The Council on Foreign Relations’ Patrick says that whereas the international debate during the Bush and Obama years “was whether it was preferable to have America leading from out front or leading from behind, today the question out there is what happens when there’s no leading at all, what does a world without American leadership portend?”
The quick answer seems to be a growing tendency of countries once aligned with the US to “hedge their bets by turning increasingly to China,” he says. Another trend is what appears to be a widening field of operation for expansive regional powers – along the lines of what Iran has done in the wake of a US pullback from the Middle East.

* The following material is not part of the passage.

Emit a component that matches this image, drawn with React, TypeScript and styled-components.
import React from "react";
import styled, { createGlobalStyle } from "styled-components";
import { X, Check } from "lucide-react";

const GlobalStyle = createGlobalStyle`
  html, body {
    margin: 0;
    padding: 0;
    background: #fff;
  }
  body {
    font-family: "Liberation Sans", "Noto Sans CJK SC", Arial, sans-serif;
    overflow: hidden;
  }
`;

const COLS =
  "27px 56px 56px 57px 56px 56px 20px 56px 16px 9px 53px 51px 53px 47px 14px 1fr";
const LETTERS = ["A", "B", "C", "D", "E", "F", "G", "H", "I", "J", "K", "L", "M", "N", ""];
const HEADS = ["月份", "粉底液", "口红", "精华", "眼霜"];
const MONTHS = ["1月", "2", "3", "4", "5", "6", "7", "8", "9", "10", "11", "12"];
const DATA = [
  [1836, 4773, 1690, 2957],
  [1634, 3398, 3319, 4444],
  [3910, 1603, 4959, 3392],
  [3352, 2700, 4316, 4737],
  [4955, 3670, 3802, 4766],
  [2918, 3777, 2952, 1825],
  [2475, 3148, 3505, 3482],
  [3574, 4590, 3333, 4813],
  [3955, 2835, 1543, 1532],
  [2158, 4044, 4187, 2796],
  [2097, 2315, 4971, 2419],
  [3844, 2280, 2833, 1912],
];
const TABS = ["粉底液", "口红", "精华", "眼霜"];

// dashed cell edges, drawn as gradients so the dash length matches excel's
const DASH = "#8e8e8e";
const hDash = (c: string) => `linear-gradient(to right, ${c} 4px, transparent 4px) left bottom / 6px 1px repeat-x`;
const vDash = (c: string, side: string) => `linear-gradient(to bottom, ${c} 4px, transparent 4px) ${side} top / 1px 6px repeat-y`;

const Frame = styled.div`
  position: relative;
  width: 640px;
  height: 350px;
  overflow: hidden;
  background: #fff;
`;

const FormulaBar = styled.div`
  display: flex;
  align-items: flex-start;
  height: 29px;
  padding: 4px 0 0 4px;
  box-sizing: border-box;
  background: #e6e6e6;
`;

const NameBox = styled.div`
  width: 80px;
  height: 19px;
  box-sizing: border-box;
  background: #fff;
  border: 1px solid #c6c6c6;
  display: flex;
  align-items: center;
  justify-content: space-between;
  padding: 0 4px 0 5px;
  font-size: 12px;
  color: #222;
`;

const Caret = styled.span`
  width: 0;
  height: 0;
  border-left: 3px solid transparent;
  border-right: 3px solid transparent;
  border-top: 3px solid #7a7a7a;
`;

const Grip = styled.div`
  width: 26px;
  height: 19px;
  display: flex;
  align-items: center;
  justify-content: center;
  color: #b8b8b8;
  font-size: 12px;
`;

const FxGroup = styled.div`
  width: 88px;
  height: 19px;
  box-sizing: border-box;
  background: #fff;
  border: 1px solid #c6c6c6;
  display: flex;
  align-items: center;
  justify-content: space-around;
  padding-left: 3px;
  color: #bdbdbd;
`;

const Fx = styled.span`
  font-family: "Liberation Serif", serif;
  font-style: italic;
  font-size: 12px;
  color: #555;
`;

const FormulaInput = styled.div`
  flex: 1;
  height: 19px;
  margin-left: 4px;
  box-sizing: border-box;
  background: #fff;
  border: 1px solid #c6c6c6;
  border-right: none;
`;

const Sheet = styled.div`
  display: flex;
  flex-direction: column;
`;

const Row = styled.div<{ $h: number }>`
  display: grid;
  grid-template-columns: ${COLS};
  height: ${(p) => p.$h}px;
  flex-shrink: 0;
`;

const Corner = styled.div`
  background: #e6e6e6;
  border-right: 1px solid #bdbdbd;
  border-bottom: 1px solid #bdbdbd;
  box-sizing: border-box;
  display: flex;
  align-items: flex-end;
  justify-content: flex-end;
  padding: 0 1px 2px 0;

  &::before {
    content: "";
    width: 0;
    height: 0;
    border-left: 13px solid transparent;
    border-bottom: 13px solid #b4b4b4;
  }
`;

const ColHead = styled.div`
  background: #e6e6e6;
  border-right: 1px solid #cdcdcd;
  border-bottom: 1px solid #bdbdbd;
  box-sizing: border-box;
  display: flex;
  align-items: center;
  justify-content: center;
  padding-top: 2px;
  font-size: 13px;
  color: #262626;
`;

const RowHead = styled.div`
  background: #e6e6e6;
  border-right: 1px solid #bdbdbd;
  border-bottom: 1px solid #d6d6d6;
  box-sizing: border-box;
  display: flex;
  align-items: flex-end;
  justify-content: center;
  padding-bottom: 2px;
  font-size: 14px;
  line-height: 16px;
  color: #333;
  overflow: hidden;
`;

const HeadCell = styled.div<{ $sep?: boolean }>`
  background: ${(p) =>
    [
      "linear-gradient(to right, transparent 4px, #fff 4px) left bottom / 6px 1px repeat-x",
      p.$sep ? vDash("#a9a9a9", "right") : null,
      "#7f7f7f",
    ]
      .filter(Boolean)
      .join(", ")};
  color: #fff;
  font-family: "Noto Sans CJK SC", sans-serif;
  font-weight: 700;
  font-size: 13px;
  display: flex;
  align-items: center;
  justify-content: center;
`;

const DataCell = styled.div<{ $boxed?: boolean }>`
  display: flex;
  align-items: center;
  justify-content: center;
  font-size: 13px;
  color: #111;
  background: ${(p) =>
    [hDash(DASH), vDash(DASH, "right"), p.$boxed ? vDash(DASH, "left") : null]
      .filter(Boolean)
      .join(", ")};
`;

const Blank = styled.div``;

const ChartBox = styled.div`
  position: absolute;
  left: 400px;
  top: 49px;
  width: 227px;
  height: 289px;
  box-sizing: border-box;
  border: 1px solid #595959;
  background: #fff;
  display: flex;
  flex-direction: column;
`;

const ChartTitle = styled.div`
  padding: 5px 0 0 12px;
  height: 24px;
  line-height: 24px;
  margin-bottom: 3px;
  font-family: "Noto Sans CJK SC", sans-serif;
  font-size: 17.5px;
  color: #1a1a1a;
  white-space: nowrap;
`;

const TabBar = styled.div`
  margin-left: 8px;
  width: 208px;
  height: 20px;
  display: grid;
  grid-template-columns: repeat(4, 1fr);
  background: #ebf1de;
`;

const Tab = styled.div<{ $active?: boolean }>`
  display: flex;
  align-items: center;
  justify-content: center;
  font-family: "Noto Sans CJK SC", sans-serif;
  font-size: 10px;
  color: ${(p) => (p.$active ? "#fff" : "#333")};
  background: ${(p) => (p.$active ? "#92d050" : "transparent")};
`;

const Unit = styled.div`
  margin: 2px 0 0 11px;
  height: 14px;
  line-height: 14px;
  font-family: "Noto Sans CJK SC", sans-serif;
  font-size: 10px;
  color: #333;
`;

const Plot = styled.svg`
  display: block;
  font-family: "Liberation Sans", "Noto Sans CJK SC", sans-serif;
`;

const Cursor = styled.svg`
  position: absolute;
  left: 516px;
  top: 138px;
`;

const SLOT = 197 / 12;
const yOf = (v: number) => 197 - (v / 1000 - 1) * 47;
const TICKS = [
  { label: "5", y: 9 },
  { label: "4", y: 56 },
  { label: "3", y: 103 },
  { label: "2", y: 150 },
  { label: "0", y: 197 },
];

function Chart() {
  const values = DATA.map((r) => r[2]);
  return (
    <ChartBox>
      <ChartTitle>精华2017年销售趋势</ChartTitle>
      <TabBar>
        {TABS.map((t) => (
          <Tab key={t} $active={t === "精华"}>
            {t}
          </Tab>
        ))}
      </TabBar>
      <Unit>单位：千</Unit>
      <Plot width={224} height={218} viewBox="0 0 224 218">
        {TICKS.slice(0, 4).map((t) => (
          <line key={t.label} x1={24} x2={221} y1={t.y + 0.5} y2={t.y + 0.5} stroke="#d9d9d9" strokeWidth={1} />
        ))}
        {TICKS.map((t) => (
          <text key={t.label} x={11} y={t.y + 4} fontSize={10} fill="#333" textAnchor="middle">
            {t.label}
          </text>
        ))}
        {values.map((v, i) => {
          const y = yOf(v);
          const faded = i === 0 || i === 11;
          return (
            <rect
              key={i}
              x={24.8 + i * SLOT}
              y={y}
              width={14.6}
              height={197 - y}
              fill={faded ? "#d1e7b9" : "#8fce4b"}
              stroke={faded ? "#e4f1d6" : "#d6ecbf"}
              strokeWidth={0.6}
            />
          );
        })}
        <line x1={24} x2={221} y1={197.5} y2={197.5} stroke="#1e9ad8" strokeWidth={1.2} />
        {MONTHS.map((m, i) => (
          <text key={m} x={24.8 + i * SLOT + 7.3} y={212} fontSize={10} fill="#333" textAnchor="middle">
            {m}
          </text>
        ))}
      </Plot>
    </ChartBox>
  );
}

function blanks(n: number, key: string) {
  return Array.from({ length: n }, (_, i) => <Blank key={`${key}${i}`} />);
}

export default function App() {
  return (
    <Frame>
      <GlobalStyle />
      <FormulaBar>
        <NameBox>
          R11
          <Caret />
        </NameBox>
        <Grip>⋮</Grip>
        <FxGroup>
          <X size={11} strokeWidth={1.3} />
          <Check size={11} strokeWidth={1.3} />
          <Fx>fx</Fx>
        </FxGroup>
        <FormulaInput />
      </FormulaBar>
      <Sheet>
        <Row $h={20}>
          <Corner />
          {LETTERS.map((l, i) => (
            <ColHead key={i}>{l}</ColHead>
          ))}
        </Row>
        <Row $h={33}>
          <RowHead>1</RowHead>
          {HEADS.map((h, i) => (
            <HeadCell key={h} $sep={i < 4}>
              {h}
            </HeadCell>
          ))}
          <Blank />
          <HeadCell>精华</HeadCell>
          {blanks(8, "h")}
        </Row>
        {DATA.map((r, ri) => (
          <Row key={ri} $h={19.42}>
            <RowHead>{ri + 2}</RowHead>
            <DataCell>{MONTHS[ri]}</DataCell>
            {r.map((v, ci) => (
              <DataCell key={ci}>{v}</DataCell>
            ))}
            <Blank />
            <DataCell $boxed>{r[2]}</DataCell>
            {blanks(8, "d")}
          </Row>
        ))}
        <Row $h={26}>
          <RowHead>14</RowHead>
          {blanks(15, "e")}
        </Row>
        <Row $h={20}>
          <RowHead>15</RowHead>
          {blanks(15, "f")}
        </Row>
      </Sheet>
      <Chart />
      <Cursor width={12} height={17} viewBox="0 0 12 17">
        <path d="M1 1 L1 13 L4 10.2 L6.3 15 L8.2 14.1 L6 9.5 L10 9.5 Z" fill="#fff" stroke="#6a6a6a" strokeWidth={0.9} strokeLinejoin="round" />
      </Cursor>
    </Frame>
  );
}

Patrick says it has yet to be determined if the US retreat from its postwar global role will be a Trump “parenthesis” or the acceleration of an ending American-led era.
But he says what is clearly not coming to an end is an era of global challenges requiring global answers and international leadership.
“Interdependence is not going to go away,” Patrick says, “but what may go away is the certainty and authority of the US as a relatively enlightened global leader. If the US retreats to become just another cynical ‘great power’ pursuing its own nationalist advantages,” he adds, “it’s not going to serve the world and it’s not ultimately going to enhance US security and prosperity.”